Wednesday, January 18, 2012

"What if I lost My Fingers?" By Shaun Allan

I had a sore on my finger today.

Well not a sore - that gives the impression of a festering boil leaking obnoxious fluid that fizzes as it hits the table, leaving a blackened stain when evaporated.  But there is an area that's causing me pain.  I'm trying to track it down, but it keeps moving when I look.


If I'm not looking, it hurts in about the same place on my finger (the underside near the middle crease).  If I look and try to find it by rubbing, I can't seem to pin-point the actual place that's niggling me.  It's as if the pain is hiding away, waiting for my attention to be diverted so it can prick me again.  There's no mark or cut, so I don't know what's causing it.

But what if?

What if there was something under there, feeding on my subcutaneous flesh?  Eating away at me?  Gnawing at my fingers until there's nothing left?

What if I actually lost my fingers?

How would I write?

You hear that David Beckham's legs are insured for millions.  Jennifer Lopez's buttocks.  Bette Grable's voice.  Egon Ronay's taste buds.  Tom Jones' chest hair.  Dolly Parton's chest.

I've got about ten pounds and some shrapnel in my pocket.  Possibly not quite enough to worry about, but the loss of my fingers would... be devastating.  The words would have no outlet.  The characters would be spinning about in my head, vying for a voice, until I ended up next to Sin - or in place of my anti-hero - in the asylum.

I used to teach adult education.  One of the students couldn't use her left hand so she had this mouse-like thing with five buttons that she could rest her hand on.  Different combinations of button presses meant she could type what she wanted to say.  And she could do it faster than I could with a full keyboard!

There's dictation, of course.  I could sit with someone and let the characters and the ideas leap the gap between them and I, but I feel sure that they would stall.  The characters would look at the leap and back away for fear of falling midway.  The ideas would spin out into the air in the hope that they could reach the other side, but they'd risk falling short, not being fully realised.

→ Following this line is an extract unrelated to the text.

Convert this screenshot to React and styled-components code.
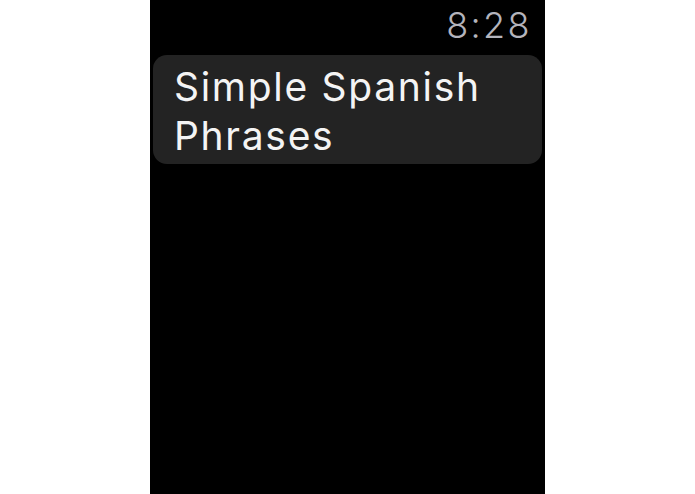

Perhaps I could don a microphone and headset and speak to my PC like Kirk to the ship's computer.  Speech recognition is evolving quickly, but I know, from trying to dictate a text to my Android phone, that it's still a long way from Pacino's S1mone.  Apple have brought out their Siri system and, if you believe the adverts, it will tell your partner you love them whilst setting a reminder for you to buy her those anniversary flowers.  Maybe that's advanced enough to understand me and my wafflings and can help me to create worlds and ways and spin the tales.

But still.  It's not PHYSICAL.  There's no actual contact between me and my outlet.  I need that, I think.  As if Sin, Beryl, Puddlebrain and the others all run along my arms to jump about on the keys.  If I had to dictate it, it would be me, myself, that was lost in translation.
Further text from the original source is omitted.